Nell'antica Roma, qualche anno prima della nascita di Gesù Cristo, si era diffuso il fenomeno delle biblioteche private. Eh sì, cari miei, perché in quegli anni, a Roma, per essere apprezzati si doveva possedere una grande biblioteca nella propria casa. Si collezionavano libri non tanto per leggerli, quanto per essere ammirati. Chi aveva molti libri poteva invitare tanta gente a casa propria, tra cui personaggi potenti con cui era anche possibile tessere trame per scalare i gradini del potere. Ogni “vip” romano possedeva una grande collezione di libri. In quegli anni, esattamente nel 39 a. C., a Roma fu anche costruita la prima biblioteca pubblica.

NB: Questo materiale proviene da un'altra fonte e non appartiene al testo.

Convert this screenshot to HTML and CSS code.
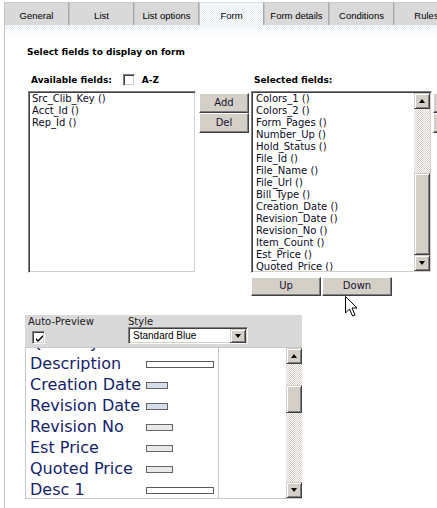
FILE: index.html
```html
<!DOCTYPE html>
<html>
<head>
<meta charset="utf-8">
<link rel="stylesheet" href="styles.css">
</head>
<body>
<div class="page">
  <div class="tabs">
    <div class="tab">General</div>
    <div class="tab">List</div>
    <div class="tab">List options</div>
    <div class="tab active">Form</div>
    <div class="tab">Form details</div>
    <div class="tab">Conditions</div>
    <div class="tab">Rules</div>
  </div>
  <div class="content">
    <div class="heading">Select fields to display on form</div>
    <div class="fields">
      <div class="col col-avail">
        <div class="label">Available fields:<span class="cb cb-az"></span>A-Z</div>
        <div class="listbox avail">
          <div class="item">Src_Clib_Key ()</div>
          <div class="item">Acct_Id ()</div>
          <div class="item">Rep_Id ()</div>
        </div>
      </div>
      <div class="col col-btns">
        <div class="btn btn-side">Add</div>
        <div class="btn btn-side">Del</div>
      </div>
      <div class="col col-sel">
        <div class="label">Selected fields:</div>
        <div class="listbox sel">
          <div class="items">
            <div class="item">Colors_1 ()</div>
            <div class="item">Colors_2 ()</div>
            <div class="item">Form_Pages ()</div>
            <div class="item">Number_Up ()</div>
            <div class="item">Hold_Status ()</div>
            <div class="item">File_Id ()</div>
            <div class="item">File_Name ()</div>
            <div class="item">File_Url ()</div>
            <div class="item">Bill_Type ()</div>
            <div class="item">Creation_Date ()</div>
            <div class="item">Revision_Date ()</div>
            <div class="item">Revision_No ()</div>
            <div class="item">Item_Count ()</div>
            <div class="item">Est_Price ()</div>
            <div class="item">Quoted_Price ()</div>
          </div>
          <div class="vscroll">
            <div class="sb-btn"><span class="tri-up"></span></div>
            <div class="sb-track"><div class="sb-thumb thumb-sel"></div></div>
            <div class="sb-btn"><span class="tri-down"></span></div>
          </div>
        </div>
        <div class="updown">
          <div class="btn btn-ud">Up</div>
          <div class="btn btn-ud">Down</div>
        </div>
      </div>
      <div class="col col-btns col-extra">
        <div class="btn btn-side">&nbsp;</div>
        <div class="btn btn-side">&nbsp;</div>
      </div>
    </div>

    <div class="preview">
      <div class="pv-head">
        <div class="pv-col pv-col1">
          <div class="pv-label">Auto-Preview</div>
          <div class="cb cb-auto">
            <svg width="9" height="9" viewBox="0 0 9 9"><path d="M1 4 L3 6 L8 1 L8 3 L3 8 L1 6 Z" fill="#000"/></svg>
          </div>
        </div>
        <div class="pv-col">
          <div class="pv-label">Style</div>
          <div class="select">
            <span class="select-text">Standard Blue</span>
            <div class="sb-btn select-btn"><span class="tri-down"></span></div>
          </div>
        </div>
      </div>
      <div class="pv-box">
        <div class="pv-list">
          <div class="pv-inner">
            <div class="pv-row"><span class="pv-name">Quantity</span><span class="bar bar-long"></span></div>
            <div class="pv-row"><span class="pv-name">Description</span><span class="bar bar-long"></span></div>
            <div class="pv-row"><span class="pv-name">Creation Date</span><span class="bar bar-date"></span></div>
            <div class="pv-row"><span class="pv-name">Revision Date</span><span class="bar bar-date"></span></div>
            <div class="pv-row"><span class="pv-name">Revision No</span><span class="bar bar-num"></span></div>
            <div class="pv-row"><span class="pv-name">Est Price</span><span class="bar bar-num"></span></div>
            <div class="pv-row"><span class="pv-name">Quoted Price</span><span class="bar bar-num"></span></div>
            <div class="pv-row"><span class="pv-name">Desc 1</span><span class="bar bar-long"></span></div>
          </div>
        </div>
        <div class="pv-mid"></div>
        <div class="vscroll pv-scroll">
          <div class="sb-btn"><span class="tri-up"></span></div>
          <div class="sb-track"><div class="sb-thumb thumb-pv"></div></div>
          <div class="sb-btn"><span class="tri-down"></span></div>
        </div>
      </div>
    </div>
  </div>
  <svg class="cursor" width="13" height="22" viewBox="0 0 13 22">
    <path d="M0.5 0.5 L0.5 17 L4.5 13 L7.5 20 L10 19 L7 12 L12 12 Z" fill="#fff" stroke="#000" stroke-width="1" stroke-linejoin="miter"/>
  </svg>
</div>
</body>
</html>
```
FILE: styles.css
```css
html, body {
  margin: 0;
  padding: 0;
  overflow: hidden;
  background: #fff;
}
body {
  width: 437px;
  height: 508px;
  font-family: "DejaVu Sans", Verdana, sans-serif;
  font-size: 10px;
  color: #000;
}
.page {
  position: relative;
  margin-left: 4px;
  padding-top: 2px;
}

/* tabs */
.tabs {
  display: flex;
  height: 23px;
}
.tab {
  flex: none;
  width: 65px;
  height: 23px;
  box-sizing: border-box;
  background: #d9d9d9;
  border-top: 1px solid #cbcbcb;
  border-left: 1px solid #c4c4c4;
  border-right: 1px solid #a8a8a8;
  font-family: "Liberation Sans", Arial, sans-serif;
  font-size: 9.5px;
  text-align: center;
  padding-top: 4px;
  line-height: 17px;
  white-space: nowrap;
}
.tab.active {
  background: repeating-conic-gradient(#e6ecf3 0 25%, #fdfdfe 0 50%) 0 0 / 2px 2px;
  border-top-color: #e2e2e2;
}

/* content */
.content {
  border-left: 1px solid #c2c2c2;
  height: 483px;
  background:
    linear-gradient(to bottom, rgba(255,255,255,0) 0, rgba(255,255,255,0.6) 6px, #fff 13px),
    repeating-conic-gradient(#e3e9f1 0 25%, #fff 0 50%) 0 0 / 2px 2px;
  overflow: hidden;
}
.heading {
  margin: 21px 0 0 22px;
  font-weight: bold;
  font-size: 9px;
  line-height: 12px;
}
.fields {
  display: flex;
  align-items: flex-start;
  margin-top: 16px;
  padding-left: 23px;
}
.col {
  flex: none;
}
.label {
  display: flex;
  align-items: center;
  height: 12px;
  line-height: 12px;
  margin-bottom: 5px;
  padding-left: 3px;
  font-weight: bold;
  font-size: 9px;
  white-space: nowrap;
}
.cb {
  display: inline-block;
  box-sizing: border-box;
  background: #fff;
  border: 1px solid;
  border-color: #808080 #fff #fff #808080;
  box-shadow: inset 1px 1px 0 #404040, inset -1px -1px 0 #d4d0c8;
}
.cb-az {
  width: 12px;
  height: 12px;
  margin: 0 7px 0 11px;
}

.listbox {
  box-sizing: border-box;
  height: 182px;
  background: #fff;
  border: 1px solid;
  border-color: #808080 #fff #fff #808080;
  box-shadow: inset 1px 1px 0 #404040, inset -1px -1px 0 #d4d0c8;
  padding: 1px;
  overflow: hidden;
}
.avail {
  width: 168px;
  padding-left: 3px;
}
.item {
  font-size: 10px;
  line-height: 12px;
  white-space: nowrap;
  color: #0a0a1e;
}
.sel {
  width: 181px;
  display: flex;
}
.sel .items {
  flex: 1;
  padding-left: 3px;
  overflow: hidden;
  height: 178px;
}

/* buttons */
.btn {
  box-sizing: border-box;
  background: #d4d0c8;
  border: 1px solid;
  border-color: #fff #404040 #404040 #fff;
  box-shadow: inset -1px -1px 0 #808080;
  text-align: center;
  font-size: 10px;
  line-height: 17px;
  color: #1a1030;
}
.col-btns {
  margin-left: 3px;
  padding-top: 19px;
}
.btn-side {
  width: 50px;
  height: 20px;
}
.col-sel {
  margin-left: 2px;
}
.col-extra {
  margin-left: 1px;
}
.updown {
  display: flex;
  gap: 1px;
  margin-top: 4px;
}
.btn-ud {
  width: 70px;
  height: 19px;
  line-height: 16px;
}

/* scrollbars */
.vscroll {
  flex: none;
  width: 16px;
  display: flex;
  flex-direction: column;
}
.sb-btn {
  flex: none;
  box-sizing: border-box;
  width: 16px;
  height: 16px;
  background: #d4d0c8;
  border: 1px solid;
  border-color: #d4d0c8 #404040 #404040 #d4d0c8;
  box-shadow: inset 1px 1px 0 #fff, inset -1px -1px 0 #808080;
  display: flex;
  align-items: center;
  justify-content: center;
}
.tri-up, .tri-down {
  width: 0;
  height: 0;
  border-left: 3.5px solid transparent;
  border-right: 3.5px solid transparent;
}
.tri-up {
  border-bottom: 4px solid #000;
  margin-top: -1px;
}
.tri-down {
  border-top: 4px solid #000;
}
.sb-track {
  flex: 1;
  display: flex;
  flex-direction: column;
  background: repeating-conic-gradient(#d4d0c8 0 25%, #fff 0 50%) 0 0 / 2px 2px;
}
.sb-thumb {
  box-sizing: border-box;
  width: 16px;
  background: #d4d0c8;
  border: 1px solid;
  border-color: #d4d0c8 #404040 #404040 #d4d0c8;
  box-shadow: inset 1px 1px 0 #fff, inset -1px -1px 0 #808080;
}
.thumb-sel {
  height: 82px;
  margin-top: auto;
}
.thumb-pv {
  height: 28px;
  margin-top: 21px;
}

/* preview */
.preview {
  margin: 19px 0 0 20px;
  width: 277px;
}
.pv-head {
  display: flex;
  box-sizing: border-box;
  height: 32px;
  padding-top: 1px;
  background: #d9d9d9;
}
.pv-col1 {
  width: 100px;
  padding-left: 3px;
}
.pv-label {
  font-size: 10px;
  line-height: 11px;
  color: #1a1a1a;
}
.cb-auto {
  width: 13px;
  height: 13px;
  margin: 4px 0 0 4px;
  position: relative;
}
.cb-auto svg {
  position: absolute;
  left: 2px;
  top: 2px;
}
.select {
  box-sizing: border-box;
  width: 120px;
  height: 17px;
  display: flex;
  align-items: center;
  background: #fff;
  border: 1px solid;
  border-color: #808080 #fff #fff #808080;
  box-shadow: inset 1px 1px 0 #404040, inset -1px -1px 0 #d4d0c8;
  padding: 1px;
}
.select-text {
  flex: 1;
  padding-left: 3px;
  font-family: "Liberation Sans", Arial, sans-serif;
  font-size: 10px;
  line-height: 13px;
}
.select-btn {
  height: 14px;
}
.pv-box {
  display: flex;
  box-sizing: border-box;
  height: 152px;
  border: 1px solid #c8c8c8;
  border-right: none;
  background: #fff;
}
.pv-list {
  flex: none;
  box-sizing: border-box;
  width: 193px;
  border-right: 1px solid #c8c8c8;
  overflow: hidden;
}
.pv-inner {
  margin-top: -16px;
}
.pv-row {
  display: flex;
  align-items: center;
  height: 21px;
  padding-left: 4px;
}
.pv-name {
  flex: none;
  width: 116px;
  font-size: 16px;
  line-height: 21px;
  color: #15246a;
  white-space: nowrap;
}
.bar {
  flex: none;
  box-sizing: border-box;
  height: 7px;
  border: 1px solid #5a5a5a;
  margin-top: 1px;
}
.bar-long {
  width: 68px;
  background: #fff;
}
.bar-date {
  width: 22px;
  background: #d5deeb;
  border-color: #666;
}
.bar-num {
  width: 27px;
  background: #e9e9e9;
  border-color: #666;
}
.pv-mid {
  flex: 1;
}
.pv-scroll {
  height: 150px;
}

.cursor {
  position: absolute;
  left: 341px;
  top: 296px;
}
```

Con così tanti “affamati” di libri, alcuni presero la palla al balzo e diventarono editori. Il commercio dei libri si sviluppò e gli scrittori potevano vendere agli editori le proprie opere. Gli editori pagavano loro una somma complessiva o i diritti per ogni copia venduta. Fra i rappresentanti di questo nuovo mestiere ce ne furono alcuni che diventarono famosi pubblicando fino a mille copie per edizione, con questo procedimento: il manoscritto originale dell'opera veniva dettato allo stesso tempo a molti amanuensi (che scrivevano a mano) che nella lingua latina erano chiamati librarii e che spesso erano schiavi stranieri. Essendo stranieri, appunto, non conoscevano bene il latino e nella scrittura commettevano molti errori. Per darvi un'idea dell'ansia di possedere libri che c'era a Roma, leggete cosa scriveva Luciano di Samosata nel suo scritto “Contro un ignorante che comprava molti libri”: “Chiara è la ragione di questa cura che hai per i libri, ed io non la capivo. (...) Dovresti venderli subito a qualche persona istruita (…). Ma se sei deciso a continuare in questa pazzia vai, compra libri, tienili chiusi in casa e goditi la gloria di possederli: ma non toccarli mai, né leggerli... (...) Tu credi di rimediare alla tua ignoranza e di abbagliare con la gran quantità di libri...”.